Zulfugar thanked him, but as we moved off once more, his eyes reproached me and he spat into the snow.
*
I had misgivings about the lies. It made me wonder where on earth we were headed. I was worried for Shamsudin and Zulfugar. And yet the movement itself felt good to me.
The road to the Zone was the old highway to Yakutsk, bearing due north until it met the Lena river and petered out in a splash of rutted gravel. From then on it was a winter road. In the old days, the winter roads were prepared and smoothed as the cold set in, but nowadays we had to take them as we found them. They could be treacherous going and in places sometimes they didn’t freeze properly — because of hot springs near them, or the general warming, or in sections where the river narrowed, and the water surged too fast to be held by the cold.
For days at a time, we had to turn off the Lena and make our way through the taiga. Then it was slow travelling, working our way through snow, until the ice on the river was strong enough to carry us again.
As we drew closer to the arctic circle, the ice on the river thinned once more and we had to turn back into the taiga for the last push north.
We shared rations with the prisoners and kept an easy pace. It was the closest thing to fraternal I’d seen in my days at the base. All the same, there was something that grew heavy and joyless in the mood of the prisoners as we made our progress north.
Usually you couldn’t stop those fellows chatting. Now there seemed to be hours of silence, broken only by the clink of chains and bridles and the crunch of snow.
Every time we stopped to make camp, Tolya pulled a cerberus from his saddle-bag and pointed it around the place. He had brought two of them. Once or twice he gave me one to use on the firewood before we lh the tat to make sure it was clean.
I’d never held one before. It was about the size of a sidearm but dense and top-heavy, with a dial in the top of it and a couple of wires sticking out the back. I got a thrill from using it, but it spooked the prisoners, especially when it gave out a noise.

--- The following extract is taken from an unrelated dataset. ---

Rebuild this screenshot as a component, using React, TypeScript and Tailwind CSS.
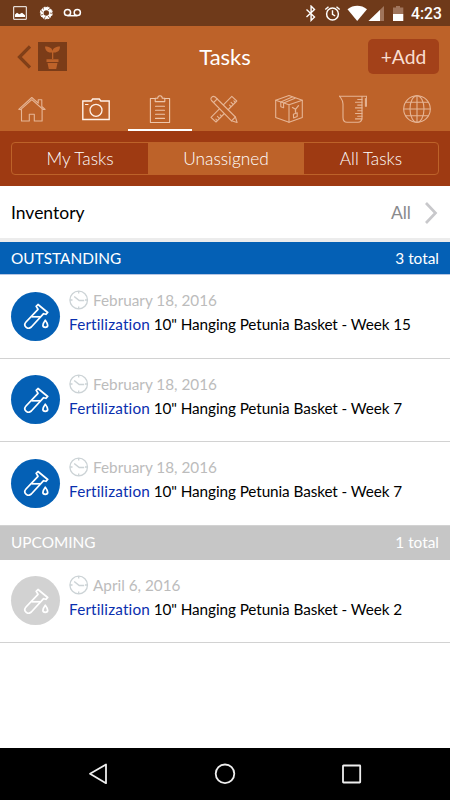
import type { ReactNode } from "react";

type Task = {
  date: string;
  week: number;
};

const outstanding: Task[] = [
  { date: "February 18, 2016", week: 15 },
  { date: "February 18, 2016", week: 7 },
  { date: "February 18, 2016", week: 7 },
];

const upcoming: Task[] = [{ date: "April 6, 2016", week: 2 }];

const NavIcon = ({ children }: { children: ReactNode }) => (
  <svg
    width="28"
    height="28"
    viewBox="0 0 28 28"
    fill="none"
    stroke="currentColor"
    strokeWidth="1.1"
    strokeLinejoin="round"
    strokeLinecap="round"
  >
    {children}
  </svg>
);

const HomeIcon = () => (
  <NavIcon>
    <path d="M3.5 14.5V26h7.8v-6.800h5V26h7.800V14.500" />
    <path d="M.7 14.300 13.800 2.500l6.400 5.700V4.800h3.600v6.700l3.300 2.900-2 .1L13.800 4.700 2.600 14.600Z" />
  </NavIcon>
);

const CameraIcon = () => (
  <NavIcon>
    <path
      strokeWidth="1.4"
      strokeLinejoin="miter"
      d="M.8 6h8.400l1.500-2h6.600l1.500 2h8.400v18.500H.8Z"
    />
    <circle cx="14" cy="15.300" r="6" strokeWidth="1.300" />
    <path d="M3.500 9.500h2.500" />
  </NavIcon>
);

const ClipboardIcon = () => (
  <NavIcon>
    <path d="M9 3.500H4.400v24h19.200v-24H19" />
    <path d="M9.200 6.600V3.200h2.500c.2-3.300 4.400-3.300 4.600 0h2.500v3.400Z" />
    <path d="M9.500 11.200h9M9.500 15.200h9M9.500 19.200h9M9.500 23.400h9" />
  </NavIcon>
);

const ToolsIcon = () => (
  <NavIcon>
    {/* ruler */}
    <path d="m1 22.300 20.800-21 5 4.700L6 27Z" />
    <path d="m7.200 25.500-1.300-1.400m3.500-.7-2-2m4.100-.2-1.300-1.400m10.700-8.200-1.300-1.400m3.500-.8-2-2m4.100-.1-1.300-1.400" />
    {/* pencil */}
    <path
      fill="#bd6229"
      d="M1.500 5.500C-.2 3 2.700.2 5.200 2L25.400 22l1.700 5.500-5.600-1.700Z"
    />
    <path d="m3.600 7.500 3.700-3.700m14.200 22 3.900-3.800" />
  </NavIcon>
);

const BoxIcon = () => (
  <NavIcon>
    <path d="M.7 5.200 14 .6l13.300 4.600v17.300L14 27.300.7 22.500Z" />
    <path d="M.7 5.200 14 9.800l13.300-4.600M14 9.800v17.500" />
    <path d="M5.800 7.100v4.600l2.800 1V8L20 3.200M5.800 7 17.200 2" />
    <path d="m17.500 12.500 3 1.800 3-3.600m-3 3.600v3" strokeWidth="1.300" />
    <path d="m18.400 19.200 3.800-1.400v3.800l-3.600 1.400Z" />
  </NavIcon>
);

const BeakerIcon = () => (
  <NavIcon>
    <path d="M.6 1.200h27v10h-1.200V3.500" />
    <path d="M.6 1.200C2.800 4.500 4 5.400 4 9v13.500c0 3 1.200 4.700 4 4.700h11c2.800 0 4-1.700 4-4.700v-21" />
    <path d="M18.700 4.500H23m-6.500 2.800H23m-4.300 2.800H23m-6.500 2.800H23m-4.300 2.800H23m-6.500 2.800H23m-4.300 2.800H23m-6.500 2.600H23" />
  </NavIcon>
);

const GlobeIcon = () => (
  <NavIcon>
    <circle cx="14" cy="14" r="13.300" />
    <ellipse cx="14" cy="14" rx="7" ry="13.300" />
    <path d="M14 .7v26.600M.7 14h26.600M2.800 7.300h22.400M2.800 20.700h22.400" />
  </NavIcon>
);

const navItems = [
  { name: "home", icon: <HomeIcon /> },
  { name: "camera", icon: <CameraIcon /> },
  { name: "tasks", icon: <ClipboardIcon /> },
  { name: "tools", icon: <ToolsIcon /> },
  { name: "box", icon: <BoxIcon /> },
  { name: "beaker", icon: <BeakerIcon /> },
  { name: "globe", icon: <GlobeIcon /> },
];

const StatusBar = () => (
  <div className="flex h-[26px] items-center justify-between bg-[#6f3a1a] pr-[9px] pl-[13px]">
    <svg width="70" height="14" viewBox="0 0 70 14" fill="none" stroke="#fff">
      <path d="M.7.7h12.600v12.600H.7Z" strokeWidth="1" />
      <path d="M2 11V8.500l2-1.800 2.300 1.600L9 6.800l3 2.400V11Z" fill="#fff" stroke="none" />
      <circle cx="33.300" cy="7" r="4.300" strokeWidth="3.200" />
      <circle cx="33.300" cy="7" r="6" strokeWidth="1" strokeDasharray="3 1.700" />
      <path
        d="m30.500 3.500-.5-3m5 3.500 2.500-2m-.7 5 3 .5m-4.500 2.500 1.500 2.700m-4.300-2.200-1.500 2.500m-.8-4.500-3 .5m2.600-3-2.200-2"
        stroke="#6f3a1a"
        strokeWidth=".7"
      />
      <circle cx="54.500" cy="6.500" r="3.100" strokeWidth="1.500" />
      <circle cx="64.300" cy="6.500" r="3.100" strokeWidth="1.500" />
      <path d="M54.500 9.700h9.800" strokeWidth="1.500" />
    </svg>
    <div className="flex items-center">
      <svg width="99" height="17" viewBox="0 0 99 17" fill="none" stroke="#fff">
        <path d="m1.500 4.500 8 7.500-3.400 3.400V1.100l3.400 3.400-8 7.500" strokeWidth="1.400" />
        <circle cx="27.500" cy="9" r="5.900" strokeWidth="1.500" />
        <path d="M27.500 5.300v4l2.700 1.700M20.300 4.500l3.200-2.700m11.200 2.700-3.200-2.700" strokeWidth="1.400" />
        <path d="M42.500 4.300c6-4.600 13.600-4.600 19.500 0L52.200 16Z" fill="#fff" stroke="none" />
        <path d="M79 1v15H63.500Z" fill="#a0755c" stroke="none" />
        <path d="M75 5v11H63.500Z" fill="#fff" stroke="none" />
        <path d="M88 2.500h3V1h4v1.500h3.300V9H88Z" fill="#a0755c" stroke="none" />
        <path d="M88 9h10.300v7H88Z" fill="#fff" stroke="none" />
      </svg>
      <span className="ml-[7px] w-[30px] pt-px font-[Roboto] text-[15.7px] leading-[26px] font-medium text-white">
        4:23
      </span>
    </div>
  </div>
);

const Header = () => (
  <header className="grid h-[61px] grid-cols-3 items-center bg-[#bd6229] px-[11px]">
    <div className="flex items-center gap-[7px] pl-[6px]">
      <svg width="14" height="24" viewBox="0 0 14 24" fill="none" stroke="#813f18" strokeWidth="3.200">
        <path d="M13 1.500 2.500 12 13 22.500" />
      </svg>
      <svg width="29" height="29" viewBox="0 0 29 29" fill="#bd6229">
        <path d="M0 0h29v29H0Z" fill="#7b3c18" />
        <path d="M14 17v-6.500C9 11 7.200 8 7 4.500c4.500 0 7 1.700 7.500 4.500C15 6.200 18 4.500 22 4.500c0 4-2 6.300-6.700 6V17Z" />
        <path d="M8.500 17.300h12v2.800h-12ZM9.500 21h10l-1.300 6h-7.400Z" />
      </svg>
    </div>
    <h1 className="text-center text-[22px] leading-7 text-white">Tasks</h1>
    <button className="h-[35px] w-[71px] justify-self-end rounded-[5px] bg-[#a34119] pt-px text-[19.3px] text-[#f8ded0]">
      +Add
    </button>
  </header>
);

const Nav = () => (
  <nav className="grid h-11 grid-cols-7 bg-[#bd6229] pr-px">
    {navItems.map((item) => (
      <div
        key={item.name}
        className={
          item.name === "tasks"
            ? "flex justify-center border-b-2 border-white pt-2 text-[#edc5aa]"
            : item.name === "camera"
              ? "flex justify-center pt-2 text-[#fff1e8]"
              : "flex justify-center pt-2 text-[#e6b595]"
        }
      >
        {item.icon}
      </div>
    ))}
  </nav>
);

const FilterTabs = () => (
  <div className="h-[55px] bg-[#9e3a12] px-[11px] pt-[11px]">
    <div className="grid h-[33px] grid-cols-[136px_156px_1fr] overflow-hidden rounded-[4px] border border-[#bd6229] text-center text-[17.3px] leading-[31px] font-light text-white">
      <span>My Tasks</span>
      <span className="bg-[#bd6229]">Unassigned</span>
      <span>All Tasks</span>
    </div>
  </div>
);

const ClockIcon = () => (
  <svg width="20" height="20" viewBox="0 0 20 20" fill="none" stroke="#ccd3d6" strokeWidth="1.300">
    <circle cx="9.700" cy="10" r="8.800" />
    <path d="M9.700 1v2.500M9.700 16.500V19M1 10h2.500M16 10h2.500" />
    <path d="m5.200 6.500 5 4h5" strokeWidth="1.500" />
  </svg>
);

const TubeIcon = () => (
  <svg
    width="26"
    height="26"
    viewBox="0 0 26 26"
    fill="none"
    stroke="#fff"
    strokeWidth="1.700"
    strokeLinejoin="round"
  >
    <path d="m15 1.500 9.700 8-1.800 1.800-2.300-.6L8.300 24c-3.700 3.300-8.700-1.300-5.300-5L15 6.300l-1.800-2.900Z" />
    <path d="M8.500 13.800h8.700" />
    <path d="M22.300 17.200c-3.400 4.400-3 7.100 0 7.100s3.400-2.700 0-7.100Z" />
  </svg>
);

const TaskRow = ({ task, muted = false }: { task: Task; muted?: boolean }) => (
  <div className="flex h-[83.5px] items-center gap-[9px] border-b border-[#d2d2d2] pl-[11px]">
    <div
      className={
        muted
          ? "flex size-[49px] items-center justify-center rounded-full bg-[#d2d2d2]"
          : "flex size-[49px] items-center justify-center rounded-full bg-[#0460b5]"
      }
    >
      <TubeIcon />
    </div>
    <div className="pb-2 text-[15.3px] leading-6 whitespace-nowrap">
      <div className="flex items-center gap-1 text-[#bcbcbc]">
        <ClockIcon />
        <span>{task.date}</span>
      </div>
      <p className="tracking-[-0.09px] text-black">
        <span className="tracking-[0.16px] text-[#0a2fae]">Fertilization</span> 10"
        Hanging Petunia Basket - Week {task.week}
      </p>
    </div>
  </div>
);

const NavigationBar = () => (
  <div className="flex h-[52px] items-center justify-center bg-black">
    <svg width="274" height="22" viewBox="0 0 274 22" fill="none" stroke="#eee" strokeWidth="1.800">
      <path d="M18 1.500v18.700L2 10.800Z" strokeLinejoin="round" />
      <circle cx="137" cy="10.800" r="9.300" />
      <rect x="255" y="2.500" width="17.200" height="17" rx=".5" />
    </svg>
  </div>
);

export default function App() {
  return (
    <div className="flex h-[800px] w-[450px] flex-col overflow-hidden bg-white font-[Lato,sans-serif] [font-variant-ligatures:none]">
      <StatusBar />
      <Header />
      <Nav />
      <FilterTabs />
      <main className="flex-1">
        <div className="flex h-[52px] items-center justify-between pt-0.5 pr-[12px] pl-[11px] text-[17.5px]">
          <span className="text-black">Inventory</span>
          <div className="flex items-center gap-[13px] text-[#8a8a8d]">
            <span>All</span>
            <svg width="14" height="22" viewBox="0 0 14 22" fill="none" stroke="#c8c8cb" strokeWidth="2.700">
              <path d="m2 1 9.500 10L2 21" />
            </svg>
          </div>
        </div>
        <div className="flex h-[37px] items-center justify-between border-t-4 border-b border-t-[#ececec] border-b-[#b5c5e2] bg-[#0460b5] px-[11px] pt-px text-[15.4px] text-white">
          <span>OUTSTANDING</span>
          <span>3 total</span>
        </div>
        {outstanding.map((task, i) => (
          <TaskRow key={i} task={task} />
        ))}
        <div className="flex h-[34px] items-center justify-between bg-[#c6c6c6] px-[11px] text-[15.4px] text-white">
          <span>UPCOMING</span>
          <span>1 total</span>
        </div>
        {upcoming.map((task, i) => (
          <TaskRow key={i} task={task} muted />
        ))}
      </main>
      <NavigationBar />
    </div>
  );
}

Most of the trees were clean and safe to use, but there were copses of them that made the cerberus chirrup. It was the same as at Buktygachak: poison had got into the fibre of things. Radiation had blown this way across the land. The trees had leached it up from the soil. It was locked into them, for now, but breathing their smoke would burn your throat and bray the inside of your lungs to mush. Whatever grew out the soil there would harm you if you ate it. And any creatures that fed there would be poisoned too. One day, that place will be clean again, but it will be long after my lifetime.
*
Two nights after we left the Lena, we were woken by the smell of smoke and the crackle of woods blazing. We’d camped in the lee of a stand of trees.
That night there had been long discussions between Tolya and one of the other guards, a man named Victor. It seemed that one of them wasn’t too keen on the place. We camped there anyway, but we gathered the firewood from further away.
When he saw the flames in the darkness, Tolya straight out panicked. His cerberus was going crazy from the smoke, howling and wailing like a beast in a trap.
The prisoners were up and panicking too, shouting about being poisoned.
We struck camp then and there in the darkness, moving out of the path of the smoke, and travelling north, until at daybreak the burning forest was behind us and its coils of black smoke formed a huge cloud in back of us with a flat top like an anvil.
The faces of the prisoners looked bloodless and drained in the half-light from bad sleep and fatigue, so we stopped and rested for the remaining daylight hours.
The mood in the camp that night was sour as wormwood.